Court records show Esposito and family members, including Elly Esposito, have been involved in multiple land-related cases in Malindi and Kilifi courts stretching back more than a decade.
In 2024, Esposito moved the High Court seeking to have a senior Kilifi lands registry officer committed to civil jail for allegedly failing to execute a 2020 court decree in his favour concerning a land transaction. These battles reflect the broader, often bitter struggles over prime coastal land that have long defined Kilifi and Malindi, involving historical claims, subdivisions, development pressures and enforcement of court orders.
The current fire case adds a devastating new chapter. A neighbour who had specifically and repeatedly flagged the fire risk years earlier now claims total loss of a substantial investment built since 2011. The Makuti-thatched luxury structures that once defined a certain coastal elegance were reduced to ruins because, prosecutors allege, basic containment measures were not taken despite clear prior notice.

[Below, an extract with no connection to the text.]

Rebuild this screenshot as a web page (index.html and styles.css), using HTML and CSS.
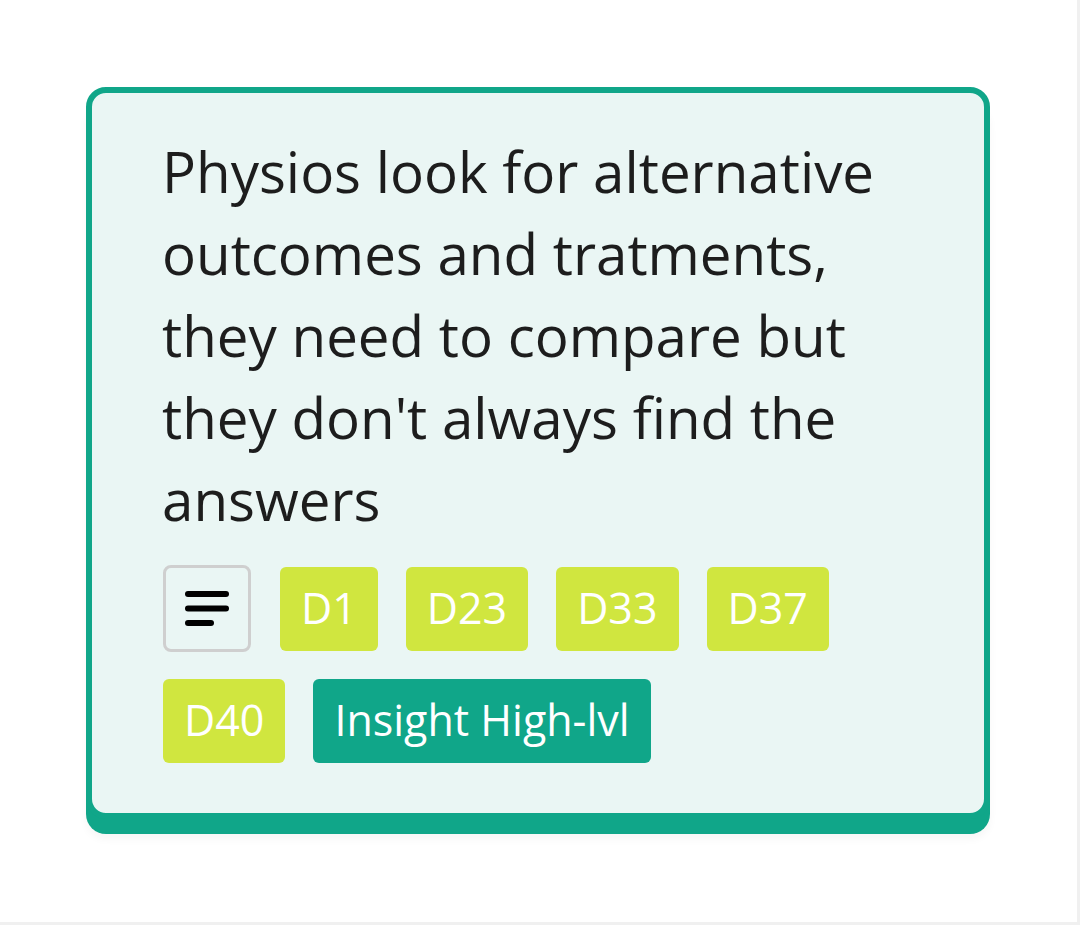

Whether the Espositos’ actions amount to criminal negligence will be tested in court. They are entitled to the presumption of innocence. What is already on record, however, is a trail of explicit warnings that went unanswered and a fire that spread with devastating financial and symbolic consequences in one of Kenya’s most prized coastal investment zones.
For Nagia Dahmani and others who have sunk fortunes into Malindi’s luxury property market, the case is a stark reminder that even long-term residents and self-styled community champions can be accused of failing the most basic test of neighbourly responsibility: containing a fire you start. The July hearings will determine whether this was simple misfortune or a preventable inferno born of carelessness.
In the meantime, the ashes of Duma Villa stand as mute testimony to what can happen when warnings are ignored and risks are underestimated in Kenya’s high-stakes coastal property game. The Espositos’ next court appearance cannot come soon enough for those seeking answers and accountability.